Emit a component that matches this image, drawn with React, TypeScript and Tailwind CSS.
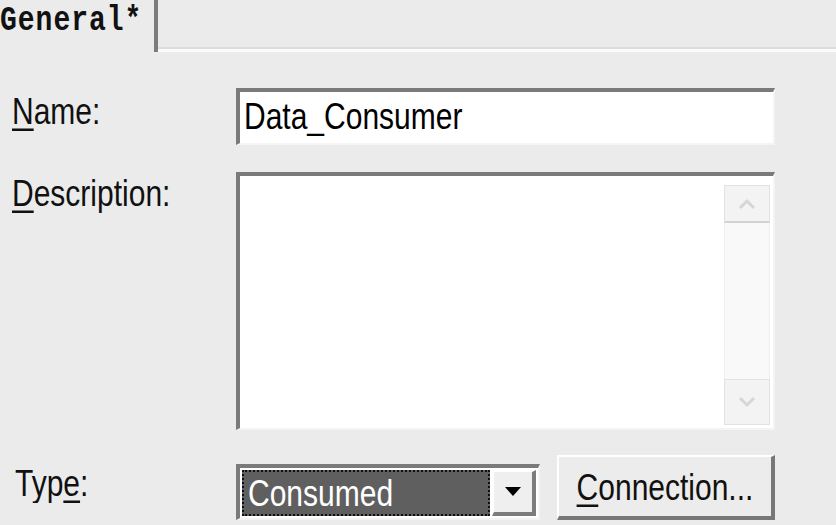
import React from "react";

const font = { fontFamily: '"Liberation Sans", Arial, sans-serif' };

// the old bitmap font is taller than Arial, stretch a bit
const tall = "inline-block scale-y-[1.25] origin-center";

const Label = ({ ch, rest }: { ch: string; rest: string }) => (
  <span className={`text-[30px] leading-none text-[#111] ${tall}`}>
    <span className="underline decoration-[2px] underline-offset-[4px]">{ch}</span>
    {rest}
  </span>
);

export default function App() {
  return (
    <div
      className="w-[836px] h-[525px] bg-[#ebebeb] flex flex-col overflow-hidden"
      style={font}
    >
      {/* tab strip */}
      <div className="flex h-[52px] shrink-0">
        <div className="w-[158px] border-r-[4px] border-[#7c7c7c] flex items-start pt-[7px]">
          <span
            className={`text-[28px] font-bold text-[#111] leading-none tracking-[1px] ${tall}`}
            style={{ fontFamily: '"Liberation Mono", "Courier New", monospace' }}
          >
            General*
          </span>
        </div>
        <div className="flex-1 flex flex-col justify-end">
          <div className="h-[5px] border-t-[2px] border-[#dcdcdc] bg-[#fafafa]" />
        </div>
      </div>

      {/* form */}
      <div className="flex flex-col pl-[12px] pt-[36px]">
        <div className="flex items-center h-[57px]">
          <div className="w-[224px] -mt-[10px]">
            <Label ch="N" rest="ame:" />
          </div>
          <div className="w-[539px] h-[57px] bg-white border-t-[4px] border-l-[4px] border-[#7a7a7a] border-b-[2px] border-r-[2px] border-b-[#f4f4f4] border-r-[#f4f4f4] flex items-center pl-[4px] pb-[4px]">
            <span className={`text-[30px] leading-none text-black ${tall}`}>Data_Consumer</span>
          </div>
        </div>

        <div className="flex mt-[27px] h-[258px]">
          <div className="w-[224px] pt-[6px]">
            <Label ch="D" rest="escription:" />
          </div>
          <div className="w-[539px] h-[258px] bg-white border-t-[4px] border-l-[4px] border-[#7a7a7a] border-b-[2px] border-r-[2px] border-b-[#f4f4f4] border-r-[#f4f4f4] flex justify-end pr-[3px] pt-[9px] pb-[3px]">
            <div className="w-[46px] flex flex-col bg-[#f7f7f7]">
              <div className="h-[38px] border border-[#e2e2e2] border-b-[2px] border-b-[#d4d4d4] flex items-center justify-center bg-[#f3f3f3]">
                <svg width="18" height="12" viewBox="0 0 18 12">
                  <path d="M2 10 L9 3 L16 10" fill="none" stroke="#d6d6d6" strokeWidth="3" />
                </svg>
              </div>
              <div className="flex-1 border-x border-[#efefef] bg-[#f9f9f9]" />
              <div className="h-[46px] border border-[#e2e2e2] flex items-center justify-center bg-[#f3f3f3]">
                <svg width="18" height="12" viewBox="0 0 18 12">
                  <path d="M2 2 L9 9 L16 2" fill="none" stroke="#d6d6d6" strokeWidth="3" />
                </svg>
              </div>
            </div>
          </div>
        </div>

        <div className="flex items-center mt-[25px] h-[65px]">
          <div className="w-[224px] pl-[3px] -mt-[8px]">
            <span className={`text-[30px] leading-none text-[#111] ${tall}`}>
              Typ
              <span className="underline decoration-[2px] underline-offset-[4px]">e</span>:
            </span>
          </div>
          <div className="w-[304px] h-[56px] mt-[8px] bg-white border-t-[4px] border-l-[4px] border-[#7a7a7a] border-b-[2px] border-r-[2px] border-b-[#f4f4f4] border-r-[#f4f4f4] flex items-center p-[2px] gap-[2px]">
            <div className="flex-1 h-full bg-[#5f5f5f] border-[2px] border-dotted border-[#111] flex items-center pl-[4px]">
              <span className={`text-[30px] leading-none text-white ${tall}`}>Consumed</span>
            </div>
            <div className="w-[44px] h-full bg-[#efefef] border-t-[2px] border-l-[2px] border-white border-b-[4px] border-r-[4px] border-b-[#7c7c7c] border-r-[#7c7c7c] flex items-center justify-center">
              <svg width="16" height="10" viewBox="0 0 16 10">
                <path d="M0 0 H16 L8 9 Z" fill="#000" />
              </svg>
            </div>
          </div>
          <div className="ml-[17px] w-[218px] h-[65px] bg-[#ececec] border-t-[2px] border-l-[2px] border-white border-b-[4px] border-r-[4px] border-b-[#777] border-r-[#777] flex items-center justify-center">
            <span className={`text-[30px] leading-none text-[#111] ${tall}`}>
              <span className="underline decoration-[2px] underline-offset-[4px]">C</span>
              onnection...
            </span>
          </div>
        </div>
      </div>
    </div>
  );
}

The exercise:
Transcribe the full listing character for character. Pictures are excluded.

Answer to the task:
Emit a component that matches this image, drawn with React, TypeScript and Tailwind CSS.
import React from "react";

const font = { fontFamily: '"Liberation Sans", Arial, sans-serif' };

// the old bitmap font is taller than Arial, stretch a bit
const tall = "inline-block scale-y-[1.25] origin-center";

const Label = ({ ch, rest }: { ch: string; rest: string }) => (
  <span className={`text-[30px] leading-none text-[#111] ${tall}`}>
    <span className="underline decoration-[2px] underline-offset-[4px]">{ch}</span>
    {rest}
  </span>
);

export default function App() {
  return (
    <div
      className="w-[836px] h-[525px] bg-[#ebebeb] flex flex-col overflow-hidden"
      style={font}
    >
      {/* tab strip */}
      <div className="flex h-[52px] shrink-0">
        <div className="w-[158px] border-r-[4px] border-[#7c7c7c] flex items-start pt-[7px]">
          <span
            className={`text-[28px] font-bold text-[#111] leading-none tracking-[1px] ${tall}`}
            style={{ fontFamily: '"Liberation Mono", "Courier New", monospace' }}
          >
            General*
          </span>
        </div>
        <div className="flex-1 flex flex-col justify-end">
          <div className="h-[5px] border-t-[2px] border-[#dcdcdc] bg-[#fafafa]" />
        </div>
      </div>

      {/* form */}
      <div className="flex flex-col pl-[12px] pt-[36px]">
        <div className="flex items-center h-[57px]">
          <div className="w-[224px] -mt-[10px]">
            <Label ch="N" rest="ame:" />
          </div>
          <div className="w-[539px] h-[57px] bg-white border-t-[4px] border-l-[4px] border-[#7a7a7a] border-b-[2px] border-r-[2px] border-b-[#f4f4f4] border-r-[#f4f4f4] flex items-center pl-[4px] pb-[4px]">
            <span className={`text-[30px] leading-none text-black ${tall}`}>Data_Consumer</span>
          </div>
        </div>

        <div className="flex mt-[27px] h-[258px]">
          <div className="w-[224px] pt-[6px]">
            <Label ch="D" rest="escription:" />
          </div>
          <div className="w-[539px] h-[258px] bg-white border-t-[4px] border-l-[4px] border-[#7a7a7a] border-b-[2px] border-r-[2px] border-b-[#f4f4f4] border-r-[#f4f4f4] flex justify-end pr-[3px] pt-[9px] pb-[3px]">
            <div className="w-[46px] flex flex-col bg-[#f7f7f7]">
              <div className="h-[38px] border border-[#e2e2e2] border-b-[2px] border-b-[#d4d4d4] flex items-center justify-center bg-[#f3f3f3]">
                <svg width="18" height="12" viewBox="0 0 18 12">
                  <path d="M2 10 L9 3 L16 10" fill="none" stroke="#d6d6d6" strokeWidth="3" />
                </svg>
              </div>
              <div className="flex-1 border-x border-[#efefef] bg-[#f9f9f9]" />
              <div className="h-[46px] border border-[#e2e2e2] flex items-center justify-center bg-[#f3f3f3]">
                <svg width="18" height="12" viewBox="0 0 18 12">
                  <path d="M2 2 L9 9 L16 2" fill="none" stroke="#d6d6d6" strokeWidth="3" />
                </svg>
              </div>
            </div>
          </div>
        </div>

        <div className="flex items-center mt-[25px] h-[65px]">
          <div className="w-[224px] pl-[3px] -mt-[8px]">
            <span className={`text-[30px] leading-none text-[#111] ${tall}`}>
              Typ
              <span className="underline decoration-[2px] underline-offset-[4px]">e</span>:
            </span>
          </div>
          <div className="w-[304px] h-[56px] mt-[8px] bg-white border-t-[4px] border-l-[4px] border-[#7a7a7a] border-b-[2px] border-r-[2px] border-b-[#f4f4f4] border-r-[#f4f4f4] flex items-center p-[2px] gap-[2px]">
            <div className="flex-1 h-full bg-[#5f5f5f] border-[2px] border-dotted border-[#111] flex items-center pl-[4px]">
              <span className={`text-[30px] leading-none text-white ${tall}`}>Consumed</span>
            </div>
            <div className="w-[44px] h-full bg-[#efefef] border-t-[2px] border-l-[2px] border-white border-b-[4px] border-r-[4px] border-b-[#7c7c7c] border-r-[#7c7c7c] flex items-center justify-center">
              <svg width="16" height="10" viewBox="0 0 16 10">
                <path d="M0 0 H16 L8 9 Z" fill="#000" />
              </svg>
            </div>
          </div>
          <div className="ml-[17px] w-[218px] h-[65px] bg-[#ececec] border-t-[2px] border-l-[2px] border-white border-b-[4px] border-r-[4px] border-b-[#777] border-r-[#777] flex items-center justify-center">
            <span className={`text-[30px] leading-none text-[#111] ${tall}`}>
              <span className="underline decoration-[2px] underline-offset-[4px]">C</span>
              onnection...
            </span>
          </div>
        </div>
      </div>
    </div>
  );
}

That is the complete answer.